Crítica do
Segundo Caderno de O Globo (2/12/2015)
Crítica/ “Godspell”
O musical do início dos anos 1970 que trata com
espírito hippie-circense o evangelho segundo São Matheus prova, tanto tempo
depois de sua estreia, que suas canções ritmadas e letras de evocação bíblica
se mantêm atraentes. As diversas parábolas que transmitem os ensinamentos de um
Cristo convivendo com jovens palhaços-malabaristas de circo bíblico com
conotação de paz e amor, revivem uma fase de musicais lastreados pelo
desbravador “Hair”. Quatro décadas depois, “Godspell” ganha selo de registro de
época e validade na trilha sonora e ainda resiste a novas encenações. A
montagem de João Fonseca é a comprovação de que a dramaturgia de Stephen Schwartz
e a música de John Michael Tabelak sobreviveram ao tempo, e que respondem com
vitalidade a versão renovada e bem cuidada. E essa lufada rejuvenescedora é
apresentada com recursos básicos de produção, com elenco ardoroso na sua
juventude profissional e inventivo nos jogos cênicos. Os elementos cênicos são
pouco mais do cubos de madeira que a movimentação constante do elenco
transforma em objetos manipuláveis no compasso das brincadeiras exemplares. Os
malabaristas se transformam em grupo de garotos animados pela palavra do
mestre, a quem cultuam com o descompromisso e o viço da idade. Na versão de
João Fonseca e Rainer Tenente, a integridade original está mantida, mas a agilidade
com que alarga os limites do picadeiro para a amplitude da efusão dos apóstolos
juvenis, deixa em plano secundário os efeitos corporais do circo exibicionista.
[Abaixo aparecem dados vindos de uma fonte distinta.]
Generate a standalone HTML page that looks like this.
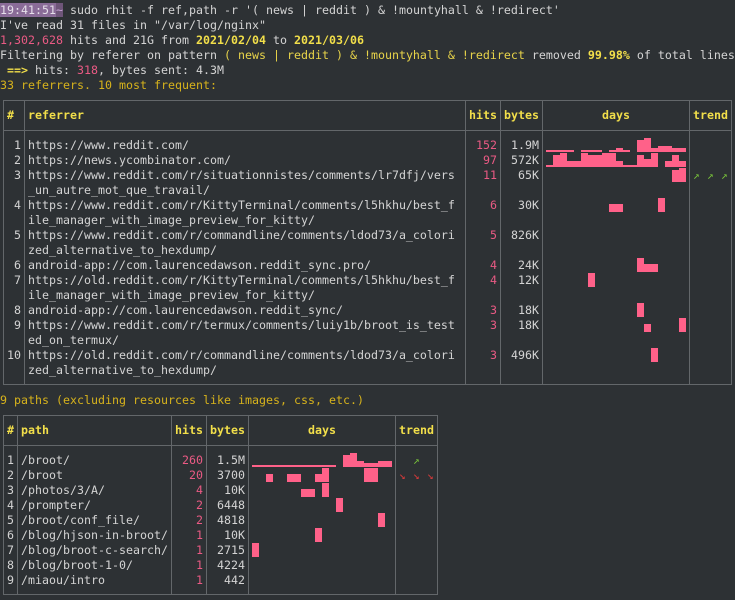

Com gírias próprias e críticas oportunas, a adaptação chega a plateia com
franca comunicabilidade, sem perder a coesão narrativa. A coreografia de Victor
Maia acompanha a marcação precisa das cenas, sempre em ação contínua que não
deixa espaços vazios. O quinteto de músicos – Alexandre Queiroz (teclado e
regência), Gabriela Alkmin (teclado), Pedro Mota (guitarra e violão), Alana
Alberg (baixo) e André Guerra (bateria) – dá bem mais do que conta do recado. É
um conjunto que se destaca na qualificada sonoridade do espetáculo. O figurino
de Caio Loki equilibra a inspiração riponga
com roupas atuais. O elenco de 22 atores atua como um coro harmonizado pela
garra de desempenhar o papel de acólitos de uma celebração festiva. Com vozes
trabalhadas e vigor corporal têm oportunidades semelhantes de solos, ainda que
a melhor participação de cada um, está na capacidade de atuar sob a base sólida
do coletivo. Por força do incontornável protagonista como Jesus, Léo Bahia lidera
com seu aspecto bonachão o afinado coral. “Godspell” serve também a outra
parábola da produção de musicais. Com visíveis restrições de orçamento, longe
do falso brilho de cenários e figurino, no rigor de elenco empenhado e no
visível cuidado na técnica vocal e interpretativa, esta montagem demonstra que
há formas mais simples e criteriosas de encenar musicais.